OBJECTIVE —
Can you copy out the data exactly? Leave the images out.

COLLECTED MATERIAL —
--- start ---
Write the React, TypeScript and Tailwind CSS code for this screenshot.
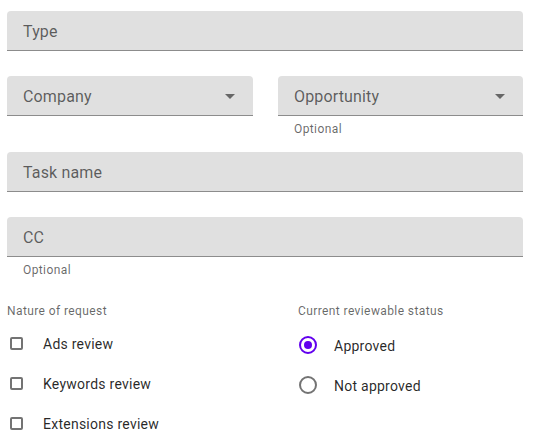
import React from "react";

function Arrow() {
  return (
    <svg width="10" height="5" viewBox="0 0 10 5" className="absolute right-[18px] top-[18px]">
      <polygon points="0,0 10,0 5,5" fill="rgba(0,0,0,0.54)" />
    </svg>
  );
}

function Field({ label, select }: { label: string; select?: boolean }) {
  return (
    <div className="relative h-[40px] rounded-t-[4px] bg-[#e0e0e0] border-b border-[#8c8c8c] flex items-center pl-[16px] pt-[2px]">
      <span className="text-[16px] leading-[24px] tracking-[0.15px] text-black/60">{label}</span>
      {select && <Arrow />}
    </div>
  );
}

function Helper() {
  return (
    <div className="mt-[5px] h-[16px] pl-[16px] text-[12px] leading-[16px] tracking-[0.4px] text-black/60">
      Optional
    </div>
  );
}

function Check({ label }: { label: string }) {
  return (
    <div className="h-[40px] flex items-center">
      <div className="ml-[3px] w-[13px] h-[13px] rounded-[2px] border-2 border-black/55" />
      <span className="ml-[20px] pt-[1px] text-[14px] leading-[20px] tracking-[0.25px] text-black/85">{label}</span>
    </div>
  );
}

function Radio({ label, checked }: { label: string; checked?: boolean }) {
  return (
    <div className="h-[40px] flex items-center">
      <div
        className={
          "ml-[1px] w-[18px] h-[18px] rounded-full border-2 flex items-center justify-center " +
          (checked ? "border-[#6200ee]" : "border-black/55")
        }
      >
        {checked && <div className="w-[8px] h-[8px] rounded-full bg-[#6200ee]" />}
      </div>
      <span className="ml-[17px] pt-[1px] text-[14px] leading-[20px] tracking-[0.25px] text-black/85">{label}</span>
    </div>
  );
}

export default function App() {
  return (
    <div className="w-[535px] h-[439px] bg-white pl-[7px] pt-[11px] overflow-hidden font-['Roboto',sans-serif]">
      <div className="w-[516px] flex flex-col">
        <Field label="Type" />
        <div className="mt-[25px] grid grid-cols-[246px_245px] gap-x-[25px]">
          <div>
            <Field label="Company" select />
          </div>
          <div>
            <Field label="Opportunity" select />
            <Helper />
          </div>
        </div>
        <div className="mt-[15px]">
          <Field label="Task name" />
        </div>
        <div className="mt-[25px]">
          <Field label="CC" />
          <Helper />
        </div>
        <div className="mt-[25px] grid grid-cols-[291px_1fr]">
          <div>
            <div className="h-[16px] text-[12px] leading-[16px] tracking-[0.4px] text-black/60">Nature of request</div>
            <div className="mt-[4px]">
              <Check label="Ads review" />
              <Check label="Keywords review" />
              <Check label="Extensions review" />
            </div>
          </div>
          <div>
            <div className="h-[16px] text-[12px] leading-[16px] tracking-[0.4px] text-black/60">Current reviewable status</div>
            <div className="mt-[6px]">
              <Radio label="Approved" checked />
              <Radio label="Not approved" />
            </div>
          </div>
        </div>
      </div>
    </div>
  );
}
--- end ---
EXERCISE OUTPUT —
Write the React, TypeScript and Tailwind CSS code for this screenshot.
import React from "react";

function Arrow() {
  return (
    <svg width="10" height="5" viewBox="0 0 10 5" className="absolute right-[18px] top-[18px]">
      <polygon points="0,0 10,0 5,5" fill="rgba(0,0,0,0.54)" />
    </svg>
  );
}

function Field({ label, select }: { label: string; select?: boolean }) {
  return (
    <div className="relative h-[40px] rounded-t-[4px] bg-[#e0e0e0] border-b border-[#8c8c8c] flex items-center pl-[16px] pt-[2px]">
      <span className="text-[16px] leading-[24px] tracking-[0.15px] text-black/60">{label}</span>
      {select && <Arrow />}
    </div>
  );
}

function Helper() {
  return (
    <div className="mt-[5px] h-[16px] pl-[16px] text-[12px] leading-[16px] tracking-[0.4px] text-black/60">
      Optional
    </div>
  );
}

function Check({ label }: { label: string }) {
  return (
    <div className="h-[40px] flex items-center">
      <div className="ml-[3px] w-[13px] h-[13px] rounded-[2px] border-2 border-black/55" />
      <span className="ml-[20px] pt-[1px] text-[14px] leading-[20px] tracking-[0.25px] text-black/85">{label}</span>
    </div>
  );
}

function Radio({ label, checked }: { label: string; checked?: boolean }) {
  return (
    <div className="h-[40px] flex items-center">
      <div
        className={
          "ml-[1px] w-[18px] h-[18px] rounded-full border-2 flex items-center justify-center " +
          (checked ? "border-[#6200ee]" : "border-black/55")
        }
      >
        {checked && <div className="w-[8px] h-[8px] rounded-full bg-[#6200ee]" />}
      </div>
      <span className="ml-[17px] pt-[1px] text-[14px] leading-[20px] tracking-[0.25px] text-black/85">{label}</span>
    </div>
  );
}

export default function App() {
  return (
    <div className="w-[535px] h-[439px] bg-white pl-[7px] pt-[11px] overflow-hidden font-['Roboto',sans-serif]">
      <div className="w-[516px] flex flex-col">
        <Field label="Type" />
        <div className="mt-[25px] grid grid-cols-[246px_245px] gap-x-[25px]">
          <div>
            <Field label="Company" select />
          </div>
          <div>
            <Field label="Opportunity" select />
            <Helper />
          </div>
        </div>
        <div className="mt-[15px]">
          <Field label="Task name" />
        </div>
        <div className="mt-[25px]">
          <Field label="CC" />
          <Helper />
        </div>
        <div className="mt-[25px] grid grid-cols-[291px_1fr]">
          <div>
            <div className="h-[16px] text-[12px] leading-[16px] tracking-[0.4px] text-black/60">Nature of request</div>
            <div className="mt-[4px]">
              <Check label="Ads review" />
              <Check label="Keywords review" />
              <Check label="Extensions review" />
            </div>
          </div>
          <div>
            <div className="h-[16px] text-[12px] leading-[16px] tracking-[0.4px] text-black/60">Current reviewable status</div>
            <div className="mt-[6px]">
              <Radio label="Approved" checked />
              <Radio label="Not approved" />
            </div>
          </div>
        </div>
      </div>
    </div>
  );
}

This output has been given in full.